The agency said it had warned countries during the past week not to step up adoptions from Haiti in the immediate wake of the quake.
However several are fast-tracking adoption procedures already under way, including Belgium, Canada, France, Germany, the Netherlands, Spain and the United States.
Mr Legrand said the situation was similar to the aftermath of the tsunami in Asia five years ago.
Trafficking networks were springing into action immediately after the disaster and taking advantage of the weakness of local authorities and relief coordination "to kidnap children and get them out of the country".
Rupert Colville, a spokesman for the office of the UN High Commissioner for Human Rights, said child enslavement and trafficking in Haiti was "an existing problem and could easily emerge as a serious issue over the coming weeks and months".
The UN mission in Haiti has stepped up surveillance of roads, UNICEF officials said.
Mr Legrand said there was separate but only anecdotal evidence of people taking children by road to the neighbouring Dominican Republic and loading children on to planes.
"We have seen over the past years many children being taken out of the country without any legal procedure," he said.
"This is going on. This is happening now. We are starting to have the first evidence of that, this is unquestionable."
He was unable to give details on the 15 missing children or their condition or clearly connect the anecdotal observations in Haiti's chaos with trafficking.
The cases were documented by social workers and by partner non-governmental organisations working for UNICEF in hospitals.
Meanwhile, a pair of brief but relatively strong aftershocks have rocked the capital Port-au-Prince 10 days after the earthquake demolished much of the city.

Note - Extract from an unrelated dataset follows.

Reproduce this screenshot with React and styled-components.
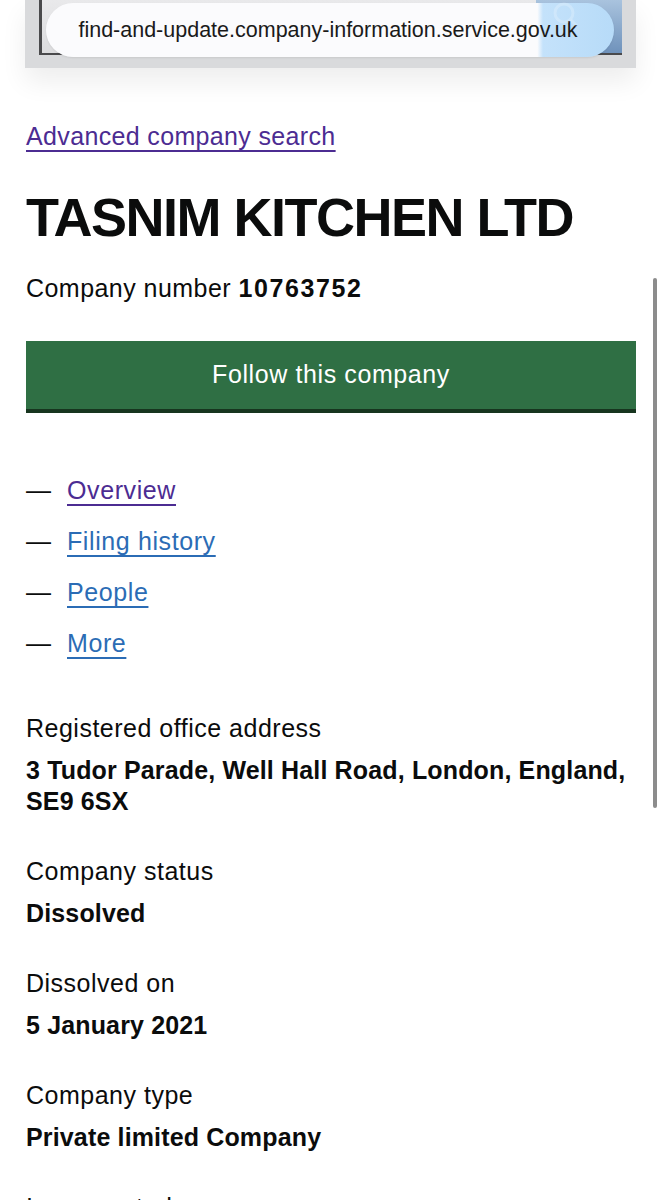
import styled, { createGlobalStyle } from "styled-components";

const GlobalStyle = createGlobalStyle`
  html, body {
    margin: 0;
    padding: 0;
    background: #ffffff;
  }
  body {
    font-family: "Liberation Sans", Arial, sans-serif;
    color: #0b0c0c;
  }
`;

const Page = styled.div`
  position: relative;
  width: 662px;
  height: 1200px;
  overflow: hidden;
  background: #ffffff;
`;

/* captured browser address bar at the top */
const BarShell = styled.div`
  margin: 0 26px 0 25px;
  height: 68px;
  background: #d9dadc;
  box-shadow: 0 14px 26px rgba(0, 0, 0, 0.07);
  display: grid;
  padding: 0 14px 0 14px;
  box-sizing: border-box;
`;

const BarFrame = styled.div`
  grid-area: 1 / 1;
  height: 55px;
  box-sizing: border-box;
  border-left: 3px solid #4a4a4c;
  border-bottom: 2px solid #4a4a4c;
  display: grid;
  grid-template-columns: 1fr 86px;
  background: linear-gradient(#e9e9eb, #dcdcde);
`;

const FrameBlue = styled.div`
  background: linear-gradient(180deg, #a9c3de 0%, #6f92bb 100%);
`;

const UrlPill = styled.div`
  grid-area: 1 / 1;
  margin: 3px 8px 0 7px;
  height: 54px;
  border-radius: 27px;
  background: linear-gradient(90deg, #fbfbfd 0%, #fbfbfd 86.5%, #c4e2fb 87.5%, #b7dbf8 100%);
  box-shadow: 0 1px 2px rgba(0, 0, 0, 0.08);
  display: flex;
  align-items: center;
  justify-content: center;
  position: relative;
  font-family: "Liberation Sans", Arial, sans-serif;
  font-size: 21.5px;
  color: #1a1a1a;
  padding-right: 4px;
`;

const Glint = styled.svg`
  position: absolute;
  right: 28px;
  top: -6px;
`;

const Main = styled.main`
  padding: 53px 26px 0 26px;
  font-size: 25px;
  line-height: 31px;
  letter-spacing: 0.45px;
`;

const BackLink = styled.a`
  display: inline-block;
  color: #4c2c92;
  text-decoration: underline;
  text-decoration-thickness: 1.5px;
  text-underline-offset: 5px;
  letter-spacing: 0.35px;
`;

const Heading = styled.h1`
  margin: 36px 0 0 0;
  font-size: 54px;
  line-height: 59px;
  font-weight: 700;
  letter-spacing: -1.5px;
`;

const CompanyNumber = styled.p`
  margin: 26px 0 0 0;

  strong {
    font-weight: 700;
    letter-spacing: 1.6px;
  }
`;

const FollowButton = styled.button`
  display: block;
  width: 100%;
  margin-top: 37px;
  height: 72px;
  border: none;
  border-bottom: 4px solid #17351f;
  background: #2f6f44;
  color: #ffffff;
  font-family: "Liberation Sans", Arial, sans-serif;
  font-size: 25px;
  letter-spacing: 0.6px;
  padding: 0 0 2px 0;
  cursor: pointer;
`;

const NavList = styled.ul`
  list-style: none;
  margin: 62px 0 0 0;
  padding: 0;
  display: flex;
  flex-direction: column;
  gap: 20px;
`;

const NavItem = styled.li`
  display: flex;
  align-items: baseline;
`;

const Dash = styled.span`
  width: 41px;
  flex: none;
  letter-spacing: 0;
`;

const NavLink = styled.a`
  color: ${(p) => (p.$visited ? "#4c2c92" : "#2b6cb5")};
  text-decoration: underline;
  text-decoration-thickness: 1.5px;
  text-underline-offset: 5px;
  letter-spacing: 0.6px;
`;

const Details = styled.dl`
  margin: 54px 0 0 0;
`;

const Label = styled.dt`
  margin: 0;
  letter-spacing: 0.5px;
`;

const Value = styled.dd`
  margin: 11px 0 39px 0;
  font-weight: 700;
  letter-spacing: 0.15px;
`;

const Scrollbar = styled.div`
  position: absolute;
  right: 5px;
  top: 278px;
  width: 4px;
  height: 530px;
  border-radius: 2px;
  background: #8c8c8c;
`;

const navItems = [
  { label: "Overview", visited: true },
  { label: "Filing history" },
  { label: "People" },
  { label: "More" },
];

const details = [
  {
    label: "Registered office address",
    value: "3 Tudor Parade, Well Hall Road, London, England, SE9 6SX",
  },
  { label: "Company status", value: "Dissolved" },
  { label: "Dissolved on", value: "5 January 2021" },
  { label: "Company type", value: "Private limited Company" },
  { label: "Incorporated on", value: "" },
];

export default function App() {
  return (
    <Page>
      <GlobalStyle />
      <BarShell>
        <BarFrame>
          <div />
          <FrameBlue />
        </BarFrame>
        <UrlPill>
          find-and-update.company-information.service.gov.uk
          <Glint width="40" height="40" viewBox="0 0 40 40">
            <circle cx="18" cy="16" r="9" fill="none" stroke="rgba(255,255,255,0.22)" strokeWidth="3" />
            <line x1="25" y1="23" x2="31" y2="29" stroke="rgba(255,255,255,0.22)" strokeWidth="3" />
          </Glint>
        </UrlPill>
      </BarShell>

      <Main>
        <BackLink href="#">Advanced company search</BackLink>
        <Heading>TASNIM KITCHEN LTD</Heading>
        <CompanyNumber>
          Company number <strong>10763752</strong>
        </CompanyNumber>
        <FollowButton>Follow this company</FollowButton>

        <NavList>
          {navItems.map((item) => (
            <NavItem key={item.label}>
              <Dash>—</Dash>
              <NavLink href="#" $visited={item.visited}>
                {item.label}
              </NavLink>
            </NavItem>
          ))}
        </NavList>

        <Details>
          {details.map((d) => (
            <div key={d.label}>
              <Label>{d.label}</Label>
              {d.value && <Value>{d.value}</Value>}
            </div>
          ))}
        </Details>
      </Main>
      <Scrollbar />
    </Page>
  );
}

Some residents ran in panic from concrete buildings, fearing a repeat of the collapses that last week killed at least 75,000 people.

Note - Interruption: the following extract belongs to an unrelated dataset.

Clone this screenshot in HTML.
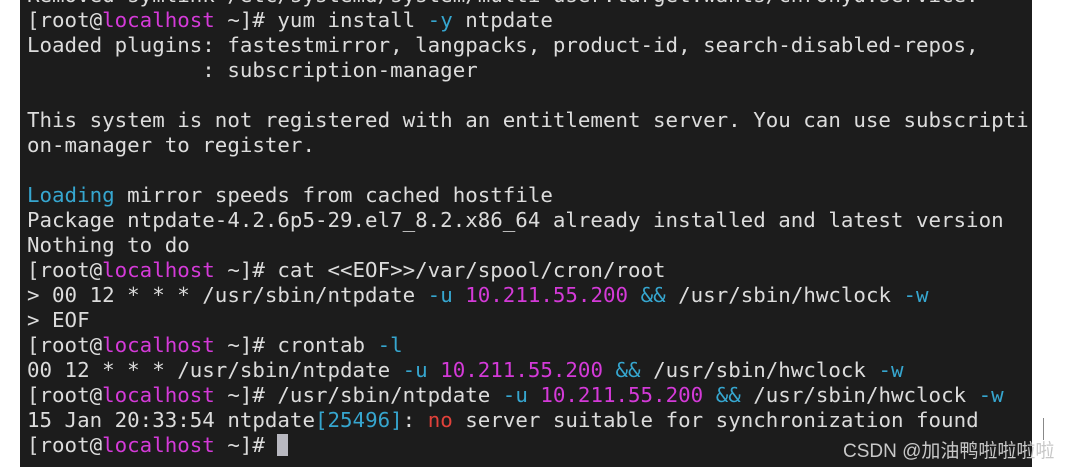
<!DOCTYPE html>
<html><head><meta charset="utf-8"><style>
body{margin:0;width:1072px;height:469px;background:#fff;position:relative;overflow:hidden}
.t{position:absolute;left:20px;top:0;width:1012px;height:467px;background:#1c1c1c}
pre{margin:0;position:absolute;left:27px;top:-17px;font-family:"DejaVu Sans Mono","Liberation Mono",monospace;font-size:20.8px;line-height:25px;color:#dcdcdc;white-space:pre}
.m{color:#d43ad8}.c{color:#36a6cf}.r{color:#e0413a}
.cur{display:inline-block;width:11px;height:22px;background:#b8b8c0;vertical-align:-4px}
.wm{position:absolute;left:843px;top:436px;font-family:"Liberation Sans","Noto Sans CJK SC",sans-serif;font-size:19px;color:#c8c8c8;white-space:nowrap}
.ln{position:absolute;left:1043px;top:418px;width:1px;height:22px;background:#888}
</style></head><body>
<div class="t"></div>
<pre>Removed symlink /etc/systemd/system/multi-user.target.wants/chronyd.service.
[root@<span class="m">localhost</span> ~]# yum install <span class="c">-y</span> ntpdate
Loaded plugins: fastestmirror, langpacks, product-id, search-disabled-repos,
              : subscription-manager

This system is not registered with an entitlement server. You can use subscripti
on-manager to register.

<span class="c">Loading</span> mirror speeds from cached hostfile
Package ntpdate-4.2.6p5-29.el7_8.2.x86_64 already installed and latest version
Nothing to do
[root@<span class="m">localhost</span> ~]# cat &lt;&lt;EOF&gt;&gt;/var/spool/cron/root
&gt; 00 12 * * * /usr/sbin/ntpdate <span class="c">-u</span> <span class="m">10.211.55.200</span> <span class="c">&amp;&amp;</span> /usr/sbin/hwclock <span class="c">-w</span>
&gt; EOF
[root@<span class="m">localhost</span> ~]# crontab <span class="c">-l</span>
00 12 * * * /usr/sbin/ntpdate <span class="c">-u</span> <span class="m">10.211.55.200</span> <span class="c">&amp;&amp;</span> /usr/sbin/hwclock <span class="c">-w</span>
[root@<span class="m">localhost</span> ~]# /usr/sbin/ntpdate <span class="c">-u</span> <span class="m">10.211.55.200</span> <span class="c">&amp;&amp;</span> /usr/sbin/hwclock <span class="c">-w</span>
15 Jan 20:33:54 ntpdate<span class="c">[25496]</span>: <span class="r">no</span> server suitable for synchronization found
[root@<span class="m">localhost</span> ~]# <span class="cur"></span></pre>
<div class="ln"></div>
<div class="wm">CSDN @加油鸭啦啦啦啦</div>
</body></html>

Others are now accustomed to the tremors which still strike every day, and most residents remained concentrated on the struggle to survive and rebuild a semblance of normal economic and social life amid the ruins.
"I'm not really used to it yet, but I'm starting to be less scared," said 23-year-old student Naomi Renouard.
"I ran like I usually do. I think that it's God punishing us for our sins, to show us a better way."
Meanwhile, international rescue teams remained deployed around the city in the increasingly faint hope of finding more survivors amid the rubble, and US troops and UN agencies distributed humanitarian aid.
Many aid groups earlier copped the brunt of a stinging attack from a leading British medical journal which claimed relief workers were more concerned with self-promotion than helping quake survivors.
The Lancet says many agencies on the ground are too obsessed with media coverage and marketing campaigns.
The editor of the Lancet, Richard Horton, says instead of working for one common humanitarian goal, many organisations in Haiti are competing against one another.